Tadros, who hopes to one day land a job at a technology powerhouse like Apple or Google, said he has a “newfound passion for marketing ever since taking this course.”
“Joslyn is such an inspiration to us,” he said. “As a business owner who is active in the community and who is such a humble, great business owner, she inspired us to do the best that we can in our future endeavors.”
Price said her dream is to take her commercial cleaning business to a new level and Kelly has become an inspiration that has given her the confidence and skills to do so.
“I took a lot from this project because I want to put my business out there too,” she said. “With all of us brainstorming, it gave me a lot to think about. Like Joslyn, for instance, and how she gives back. I want to start small, but end up big. That is my dream, to be a business owner too.”
The benefits to local businesses
Kelly said that operating a small business so close to IU Northwest’s business school and not getting involved with its students and resources is akin to “having the fountain of youth in your backyard and complaining about how old you are.”
“This type of relationship is very practical,” Kelly said. “Because we have that fountain of youth, because we have these resources in the community, there is no excuse for not being on the cutting edge or at least more innovative with our business approach. IU Northwest is astute to whatever the community needs to keep thriving. Because I’ve become immersed in that resource, I feel tapped in and more engaged to get answers and directions as necessary.”
Kelly was impressed with the students’ final recommendations for her business, conceptualized following an intense analysis of the business’s strengths, weaknesses, opportunities, and threats, as well as the demographics of her current and prospective customers.

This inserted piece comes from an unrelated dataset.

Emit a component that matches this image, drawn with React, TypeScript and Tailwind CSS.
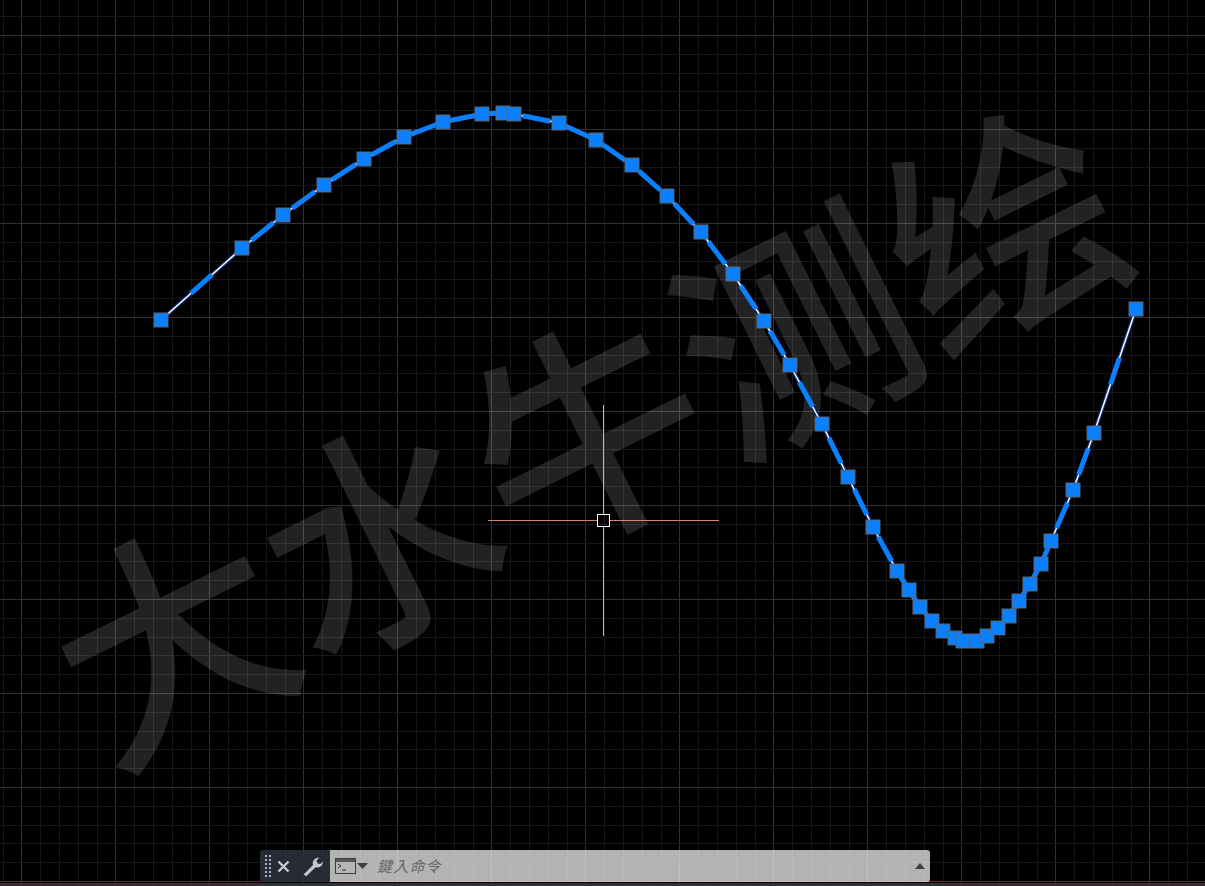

They provided recommendations for a fresh, modern logo and brand, palatable for an audience she wants to target, but hadn’t previously – millennials.
Kelly said the students’ social media prowess was perhaps the most valuable takeaway from the students’ work.
“My idea of technologically advanced is not even on their spectrum,” she laughed. “They helped with finding the right tools to communicate and presented ways to communicate that I hadn’t even thought of.”